John Carpenter’s Elvis, 1979.

“He liked his chicken fried.” Johnny Carson Late Night Show, Cybill Shepherd

Kurt Russell as Elvis

Kurt Russell did a swell job in this film, I guess that was the last film I chose to see of Elvis’s Biography. I remember seeing his Come Back Special in 1968. I was in love and cried. He was all dressed in black leather. I mailed in through correspondence and purchased the LP. Yet as I get older, I find it redundant how film makers make so many remakes of music characters, comic books etc.! I look for creativity and new things! Yes, I am also happy in a world of those originals… I remember an interview I viewed with Kurt Russell. He shared how he knew Elvis as a young actor. Elvis loved Kurt’s dad Bing Russell. Elvis liked how Kurt’s dad wore his cowboy hats. Longhorns as an acting cowboy. The narrative has that taste of continuity, nepotism but also honest friendship.

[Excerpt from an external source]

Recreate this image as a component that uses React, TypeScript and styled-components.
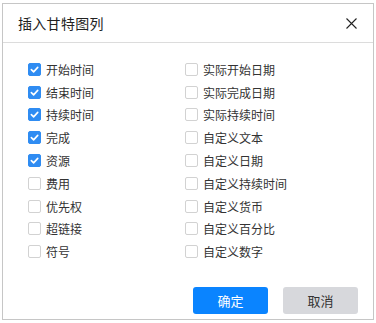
import styled, { createGlobalStyle } from 'styled-components';

const Global = createGlobalStyle`
  body {
    margin: 0;
    background: #fff;
    font-family: "Noto Sans CJK SC", "Noto Sans", sans-serif;
    color: #333;
  }
`;

const Dialog = styled.div`
  box-sizing: border-box;
  margin: 3px 0 0 2px;
  width: 372px;
  height: 317px;
  border: 1px solid #c6c6c6;
  display: flex;
  flex-direction: column;
  background: #fff;
`;

const Header = styled.div`
  height: 38px;
  border-bottom: 1px solid #dcdcdc;
  display: flex;
  align-items: center;
  justify-content: space-between;
  padding: 0 14px 0 15px;
  flex-shrink: 0;
`;

const Title = styled.div`
  font-size: 14px;
  color: #222;
  letter-spacing: 0.3px;
`;

const Close = styled.button`
  border: none;
  background: none;
  padding: 0;
  width: 16px;
  height: 16px;
  display: flex;
  align-items: center;
  justify-content: center;
  cursor: pointer;
`;

const Body = styled.div`
  flex: 1;
  display: grid;
  grid-template-columns: 157px 157px;
  grid-auto-flow: column;
  grid-template-rows: repeat(9, 22.8px);
  padding: 15px 0 0 25px;
`;

const Item = styled.label`
  display: flex;
  align-items: center;
  gap: 5px;
  font-size: 12px;
  color: #333;
  cursor: pointer;
`;

const Box = styled.span<{ $checked: boolean }>`
  box-sizing: border-box;
  width: 13px;
  height: 13px;
  border-radius: 2px;
  border: 1px solid ${({ $checked }) => ($checked ? '#2f8cf2' : '#d2d2d2')};
  background: ${({ $checked }) => ($checked ? '#2f8cf2' : '#fff')};
  display: flex;
  align-items: center;
  justify-content: center;
  flex-shrink: 0;
`;

const Footer = styled.div`
  display: flex;
  justify-content: flex-end;
  gap: 15px;
  padding: 0 15px 2px 0;
  height: 30px;
`;

const Button = styled.button<{ $primary?: boolean }>`
  width: 75px;
  height: 27px;
  border: none;
  border-radius: 3px;
  font-family: inherit;
  font-size: 13px;
  background: ${({ $primary }) => ($primary ? '#0a84ff' : '#d7d8dc')};
  color: ${({ $primary }) => ($primary ? '#fff' : '#333')};
  cursor: pointer;
`;

const left = [
  ['开始时间', true],
  ['结束时间', true],
  ['持续时间', true],
  ['完成', true],
  ['资源', true],
  ['费用', false],
  ['优先权', false],
  ['超链接', false],
  ['符号', false],
] as const;

const right = [
  '实际开始日期',
  '实际完成日期',
  '实际持续时间',
  '自定义文本',
  '自定义日期',
  '自定义持续时间',
  '自定义货币',
  '自定义百分比',
  '自定义数字',
];

const Check = ({ checked }: { checked: boolean }) => (
  <Box $checked={checked}>
    {checked && (
      <svg width="9" height="9" viewBox="0 0 10 10">
        <path d="M1.5 5.2 L4 7.6 L8.6 2.6" fill="none" stroke="#fff" strokeWidth="1.8" strokeLinecap="round" strokeLinejoin="round" />
      </svg>
    )}
  </Box>
);

export default function App() {
  const items: [string, boolean][] = [
    ...left.map(([t, c]) => [t, c] as [string, boolean]),
    ...right.map((t) => [t, false] as [string, boolean]),
  ];
  return (
    <>
      <Global />
      <Dialog>
        <Header>
          <Title>插入甘特图列</Title>
          <Close>
            <svg width="11" height="11" viewBox="0 0 11 11">
              <path d="M0.5 0.5 L10.5 10.5 M10.5 0.5 L0.5 10.5" stroke="#222" strokeWidth="1.1" />
            </svg>
          </Close>
        </Header>
        <Body>
          {items.map(([t, c]) => (
            <Item key={t}>
              <Check checked={c} />
              {t}
            </Item>
          ))}
        </Body>
        <Footer>
          <Button $primary>确定</Button>
          <Button>取消</Button>
        </Footer>
      </Dialog>
    </>
  );
}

My special memories as I get older seem to get extra special. I don’t want another to dapple with their interpretation of my own precious personal experiences. I guess that is it. Like when some young people tell you about your favorite Film Noir. Like it is new, and no one else ever saw it before. Most of us have been viewing these films since conception. So, I usually don’t listen. I am not inclined to read a book from a 5th generation kid’s imagination of how things were when I lived through it personally. That is my old person thing. The more books the better but really not my thing.

And as for the guy who seemed kind of touchy about his review of the new Elvis film when I said, “Oh no not another Elvis Film?”

I was not criticizing him, his review, or his job… just the boredom I feel or being jaded. How could anyone do another film like this again. It all comes down to what inspires us. I guess Elvis does not inspire me like he once did. Especially with the real interviews from people who really knew him I have viewed over the many years of life since Elvis’s death.

“He liked his chicken fried.” Cybill Shepherd

She is referring to how Elvis liked his young women high for sex. She was one of them.

His whole persona killed my need to love him. A disillusionment and a part of growing up. Yet his songs are still moving. A song is a song no matter who the real person is or has become after the recording.

So that is where I am coming from. Yet everyone is contrary. Elvis is one of those performers or rock God’s that is so very very extremely contrary, it is rather sad to me. I just don’t desire to see it again from another creative perspective. It is redundant to me.

My first portable record player played my first 45 Love Me Tender. One of my first memories as a two- or three-year-old. Along with reaching up for buttered bread from my mom. SO good.